▶ **Given information**
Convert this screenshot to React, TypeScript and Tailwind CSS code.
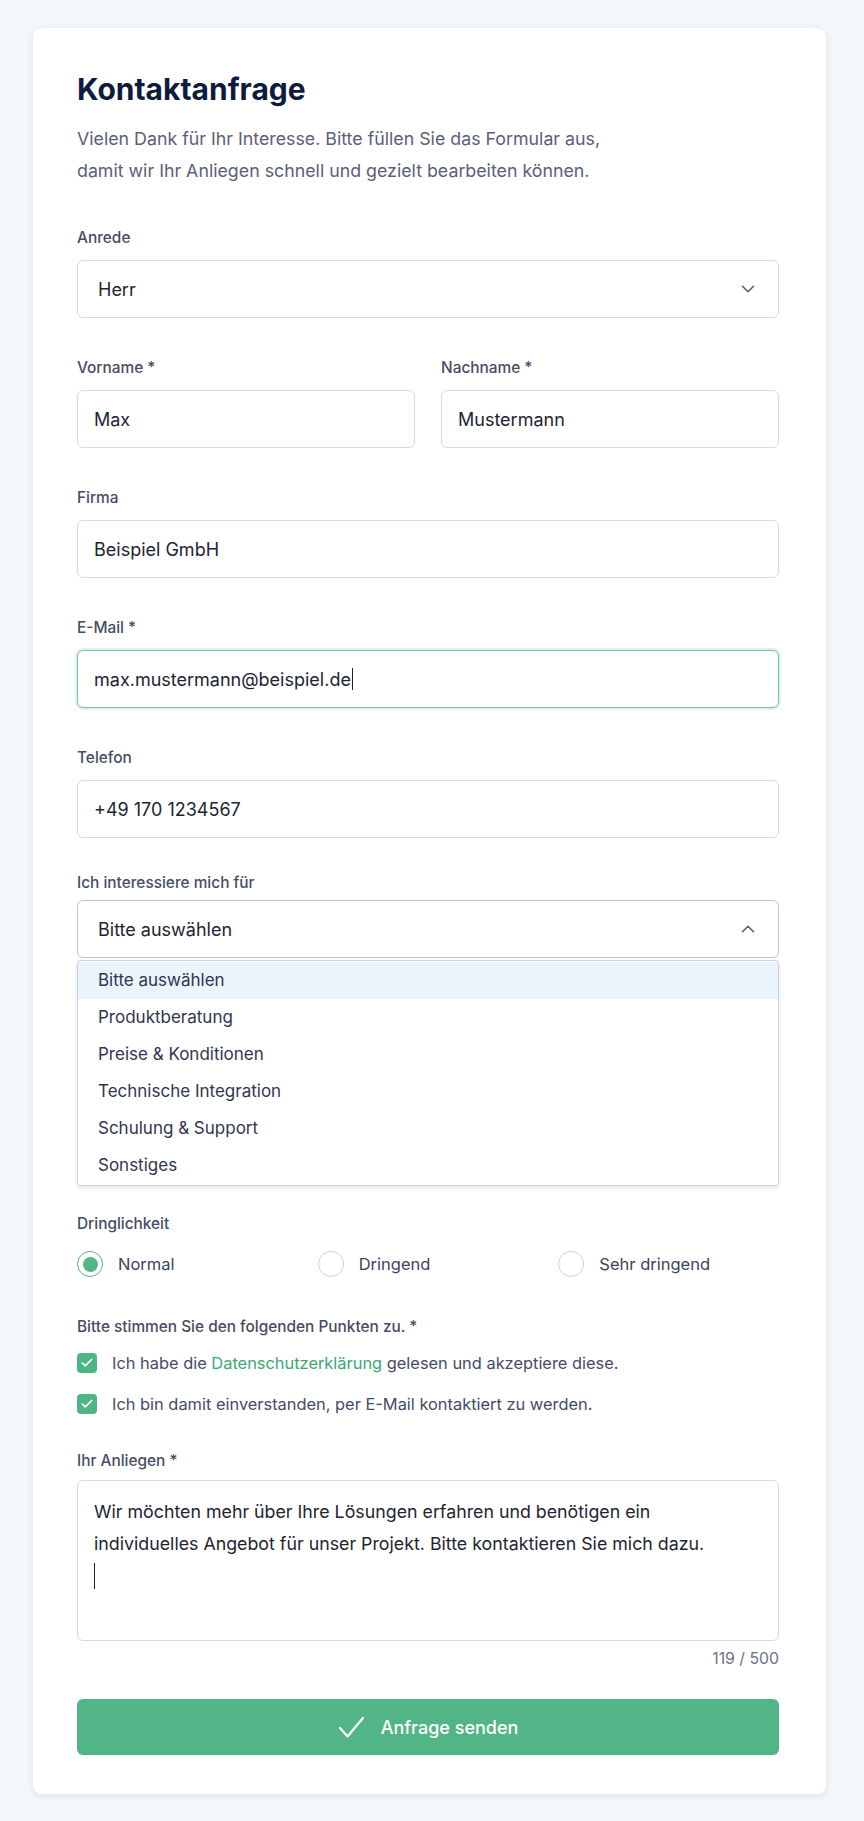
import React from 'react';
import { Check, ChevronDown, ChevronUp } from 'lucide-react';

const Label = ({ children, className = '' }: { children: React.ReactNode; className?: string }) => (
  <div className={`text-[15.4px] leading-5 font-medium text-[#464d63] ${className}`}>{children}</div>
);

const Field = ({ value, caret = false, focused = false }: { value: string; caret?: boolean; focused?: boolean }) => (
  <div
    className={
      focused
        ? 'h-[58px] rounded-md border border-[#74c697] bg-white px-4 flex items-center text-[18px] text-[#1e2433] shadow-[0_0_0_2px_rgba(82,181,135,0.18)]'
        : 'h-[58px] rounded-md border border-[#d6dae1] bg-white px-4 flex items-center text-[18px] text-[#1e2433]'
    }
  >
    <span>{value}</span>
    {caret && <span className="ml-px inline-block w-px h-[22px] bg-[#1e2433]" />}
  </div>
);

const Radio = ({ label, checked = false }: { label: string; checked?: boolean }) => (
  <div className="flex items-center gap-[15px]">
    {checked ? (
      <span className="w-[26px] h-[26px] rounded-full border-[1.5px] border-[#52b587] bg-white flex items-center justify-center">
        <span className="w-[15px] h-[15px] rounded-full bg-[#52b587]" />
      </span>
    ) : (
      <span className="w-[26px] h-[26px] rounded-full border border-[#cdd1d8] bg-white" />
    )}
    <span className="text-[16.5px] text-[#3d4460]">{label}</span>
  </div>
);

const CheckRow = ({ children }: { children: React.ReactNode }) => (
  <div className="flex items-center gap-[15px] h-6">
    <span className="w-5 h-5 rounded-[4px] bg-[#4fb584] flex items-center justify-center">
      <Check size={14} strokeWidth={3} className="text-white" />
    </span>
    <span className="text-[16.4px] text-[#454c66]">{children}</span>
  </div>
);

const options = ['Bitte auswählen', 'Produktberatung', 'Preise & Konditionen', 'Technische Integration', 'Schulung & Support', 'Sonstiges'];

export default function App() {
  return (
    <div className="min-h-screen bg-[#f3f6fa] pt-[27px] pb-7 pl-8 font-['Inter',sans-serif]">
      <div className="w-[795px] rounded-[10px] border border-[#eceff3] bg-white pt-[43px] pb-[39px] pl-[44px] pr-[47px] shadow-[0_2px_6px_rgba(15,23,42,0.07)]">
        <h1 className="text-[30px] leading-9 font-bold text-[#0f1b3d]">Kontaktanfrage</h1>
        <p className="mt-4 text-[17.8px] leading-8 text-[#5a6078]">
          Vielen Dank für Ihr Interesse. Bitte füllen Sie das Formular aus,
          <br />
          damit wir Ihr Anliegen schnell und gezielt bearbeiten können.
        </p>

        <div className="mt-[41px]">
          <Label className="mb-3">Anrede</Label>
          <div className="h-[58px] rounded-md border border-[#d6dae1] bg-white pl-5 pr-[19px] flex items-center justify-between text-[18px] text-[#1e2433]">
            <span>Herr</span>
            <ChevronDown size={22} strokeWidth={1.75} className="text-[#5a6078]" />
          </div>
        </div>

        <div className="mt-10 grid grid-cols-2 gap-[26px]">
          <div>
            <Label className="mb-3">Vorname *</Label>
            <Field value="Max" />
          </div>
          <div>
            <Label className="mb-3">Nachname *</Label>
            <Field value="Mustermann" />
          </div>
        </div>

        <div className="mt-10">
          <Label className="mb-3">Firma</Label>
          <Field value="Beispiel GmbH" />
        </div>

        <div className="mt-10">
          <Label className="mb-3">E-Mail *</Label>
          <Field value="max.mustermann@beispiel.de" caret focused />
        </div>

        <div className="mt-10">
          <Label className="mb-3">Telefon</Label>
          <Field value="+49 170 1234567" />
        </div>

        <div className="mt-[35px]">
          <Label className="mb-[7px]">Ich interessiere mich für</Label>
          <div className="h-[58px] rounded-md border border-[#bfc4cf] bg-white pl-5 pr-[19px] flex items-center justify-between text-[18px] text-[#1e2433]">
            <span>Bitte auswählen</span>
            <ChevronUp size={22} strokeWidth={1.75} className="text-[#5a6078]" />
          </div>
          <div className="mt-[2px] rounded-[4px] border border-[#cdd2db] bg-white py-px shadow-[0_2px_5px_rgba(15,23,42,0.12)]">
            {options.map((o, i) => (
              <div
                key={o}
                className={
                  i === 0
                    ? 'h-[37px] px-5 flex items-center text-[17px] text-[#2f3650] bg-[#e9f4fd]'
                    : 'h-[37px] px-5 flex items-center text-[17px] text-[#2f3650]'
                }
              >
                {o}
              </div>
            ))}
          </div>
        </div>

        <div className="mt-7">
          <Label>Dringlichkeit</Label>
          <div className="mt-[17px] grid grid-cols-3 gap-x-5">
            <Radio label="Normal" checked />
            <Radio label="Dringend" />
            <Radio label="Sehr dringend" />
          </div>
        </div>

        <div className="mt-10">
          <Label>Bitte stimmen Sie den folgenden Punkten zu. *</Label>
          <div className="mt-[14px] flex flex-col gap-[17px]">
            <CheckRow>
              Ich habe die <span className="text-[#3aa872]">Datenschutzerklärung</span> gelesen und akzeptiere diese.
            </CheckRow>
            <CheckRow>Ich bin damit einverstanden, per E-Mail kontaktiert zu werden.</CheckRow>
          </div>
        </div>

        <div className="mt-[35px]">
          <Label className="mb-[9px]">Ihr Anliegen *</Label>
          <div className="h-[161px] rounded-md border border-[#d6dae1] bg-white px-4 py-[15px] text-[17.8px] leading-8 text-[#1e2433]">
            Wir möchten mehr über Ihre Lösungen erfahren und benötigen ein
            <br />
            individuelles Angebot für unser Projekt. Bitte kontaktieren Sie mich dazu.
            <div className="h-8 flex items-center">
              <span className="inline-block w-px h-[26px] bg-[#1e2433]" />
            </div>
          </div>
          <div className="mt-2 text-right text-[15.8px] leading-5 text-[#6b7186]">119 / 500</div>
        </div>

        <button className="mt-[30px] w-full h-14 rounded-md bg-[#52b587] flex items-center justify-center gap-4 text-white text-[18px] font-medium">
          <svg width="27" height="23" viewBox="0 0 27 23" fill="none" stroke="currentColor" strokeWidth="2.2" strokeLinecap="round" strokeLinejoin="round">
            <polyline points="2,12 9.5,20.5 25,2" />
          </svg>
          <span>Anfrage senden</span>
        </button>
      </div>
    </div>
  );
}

▶ **Task requirements**
Exclude the images and reproduce the remaining data exactly.

▶ **Task response**
Convert this screenshot to React, TypeScript and Tailwind CSS code.
import React from 'react';
import { Check, ChevronDown, ChevronUp } from 'lucide-react';

const Label = ({ children, className = '' }: { children: React.ReactNode; className?: string }) => (
  <div className={`text-[15.4px] leading-5 font-medium text-[#464d63] ${className}`}>{children}</div>
);

const Field = ({ value, caret = false, focused = false }: { value: string; caret?: boolean; focused?: boolean }) => (
  <div
    className={
      focused
        ? 'h-[58px] rounded-md border border-[#74c697] bg-white px-4 flex items-center text-[18px] text-[#1e2433] shadow-[0_0_0_2px_rgba(82,181,135,0.18)]'
        : 'h-[58px] rounded-md border border-[#d6dae1] bg-white px-4 flex items-center text-[18px] text-[#1e2433]'
    }
  >
    <span>{value}</span>
    {caret && <span className="ml-px inline-block w-px h-[22px] bg-[#1e2433]" />}
  </div>
);

const Radio = ({ label, checked = false }: { label: string; checked?: boolean }) => (
  <div className="flex items-center gap-[15px]">
    {checked ? (
      <span className="w-[26px] h-[26px] rounded-full border-[1.5px] border-[#52b587] bg-white flex items-center justify-center">
        <span className="w-[15px] h-[15px] rounded-full bg-[#52b587]" />
      </span>
    ) : (
      <span className="w-[26px] h-[26px] rounded-full border border-[#cdd1d8] bg-white" />
    )}
    <span className="text-[16.5px] text-[#3d4460]">{label}</span>
  </div>
);

const CheckRow = ({ children }: { children: React.ReactNode }) => (
  <div className="flex items-center gap-[15px] h-6">
    <span className="w-5 h-5 rounded-[4px] bg-[#4fb584] flex items-center justify-center">
      <Check size={14} strokeWidth={3} className="text-white" />
    </span>
    <span className="text-[16.4px] text-[#454c66]">{children}</span>
  </div>
);

const options = ['Bitte auswählen', 'Produktberatung', 'Preise & Konditionen', 'Technische Integration', 'Schulung & Support', 'Sonstiges'];

export default function App() {
  return (
    <div className="min-h-screen bg-[#f3f6fa] pt-[27px] pb-7 pl-8 font-['Inter',sans-serif]">
      <div className="w-[795px] rounded-[10px] border border-[#eceff3] bg-white pt-[43px] pb-[39px] pl-[44px] pr-[47px] shadow-[0_2px_6px_rgba(15,23,42,0.07)]">
        <h1 className="text-[30px] leading-9 font-bold text-[#0f1b3d]">Kontaktanfrage</h1>
        <p className="mt-4 text-[17.8px] leading-8 text-[#5a6078]">
          Vielen Dank für Ihr Interesse. Bitte füllen Sie das Formular aus,
          <br />
          damit wir Ihr Anliegen schnell und gezielt bearbeiten können.
        </p>

        <div className="mt-[41px]">
          <Label className="mb-3">Anrede</Label>
          <div className="h-[58px] rounded-md border border-[#d6dae1] bg-white pl-5 pr-[19px] flex items-center justify-between text-[18px] text-[#1e2433]">
            <span>Herr</span>
            <ChevronDown size={22} strokeWidth={1.75} className="text-[#5a6078]" />
          </div>
        </div>

        <div className="mt-10 grid grid-cols-2 gap-[26px]">
          <div>
            <Label className="mb-3">Vorname *</Label>
            <Field value="Max" />
          </div>
          <div>
            <Label className="mb-3">Nachname *</Label>
            <Field value="Mustermann" />
          </div>
        </div>

        <div className="mt-10">
          <Label className="mb-3">Firma</Label>
          <Field value="Beispiel GmbH" />
        </div>

        <div className="mt-10">
          <Label className="mb-3">E-Mail *</Label>
          <Field value="max.mustermann@beispiel.de" caret focused />
        </div>

        <div className="mt-10">
          <Label className="mb-3">Telefon</Label>
          <Field value="+49 170 1234567" />
        </div>

        <div className="mt-[35px]">
          <Label className="mb-[7px]">Ich interessiere mich für</Label>
          <div className="h-[58px] rounded-md border border-[#bfc4cf] bg-white pl-5 pr-[19px] flex items-center justify-between text-[18px] text-[#1e2433]">
            <span>Bitte auswählen</span>
            <ChevronUp size={22} strokeWidth={1.75} className="text-[#5a6078]" />
          </div>
          <div className="mt-[2px] rounded-[4px] border border-[#cdd2db] bg-white py-px shadow-[0_2px_5px_rgba(15,23,42,0.12)]">
            {options.map((o, i) => (
              <div
                key={o}
                className={
                  i === 0
                    ? 'h-[37px] px-5 flex items-center text-[17px] text-[#2f3650] bg-[#e9f4fd]'
                    : 'h-[37px] px-5 flex items-center text-[17px] text-[#2f3650]'
                }
              >
                {o}
              </div>
            ))}
          </div>
        </div>

        <div className="mt-7">
          <Label>Dringlichkeit</Label>
          <div className="mt-[17px] grid grid-cols-3 gap-x-5">
            <Radio label="Normal" checked />
            <Radio label="Dringend" />
            <Radio label="Sehr dringend" />
          </div>
        </div>

        <div className="mt-10">
          <Label>Bitte stimmen Sie den folgenden Punkten zu. *</Label>
          <div className="mt-[14px] flex flex-col gap-[17px]">
            <CheckRow>
              Ich habe die <span className="text-[#3aa872]">Datenschutzerklärung</span> gelesen und akzeptiere diese.
            </CheckRow>
            <CheckRow>Ich bin damit einverstanden, per E-Mail kontaktiert zu werden.</CheckRow>
          </div>
        </div>

        <div className="mt-[35px]">
          <Label className="mb-[9px]">Ihr Anliegen *</Label>
          <div className="h-[161px] rounded-md border border-[#d6dae1] bg-white px-4 py-[15px] text-[17.8px] leading-8 text-[#1e2433]">
            Wir möchten mehr über Ihre Lösungen erfahren und benötigen ein
            <br />
            individuelles Angebot für unser Projekt. Bitte kontaktieren Sie mich dazu.
            <div className="h-8 flex items-center">
              <span className="inline-block w-px h-[26px] bg-[#1e2433]" />
            </div>
          </div>
          <div className="mt-2 text-right text-[15.8px] leading-5 text-[#6b7186]">119 / 500</div>
        </div>

        <button className="mt-[30px] w-full h-14 rounded-md bg-[#52b587] flex items-center justify-center gap-4 text-white text-[18px] font-medium">
          <svg width="27" height="23" viewBox="0 0 27 23" fill="none" stroke="currentColor" strokeWidth="2.2" strokeLinecap="round" strokeLinejoin="round">
            <polyline points="2,12 9.5,20.5 25,2" />
          </svg>
          <span>Anfrage senden</span>
        </button>
      </div>
    </div>
  );
}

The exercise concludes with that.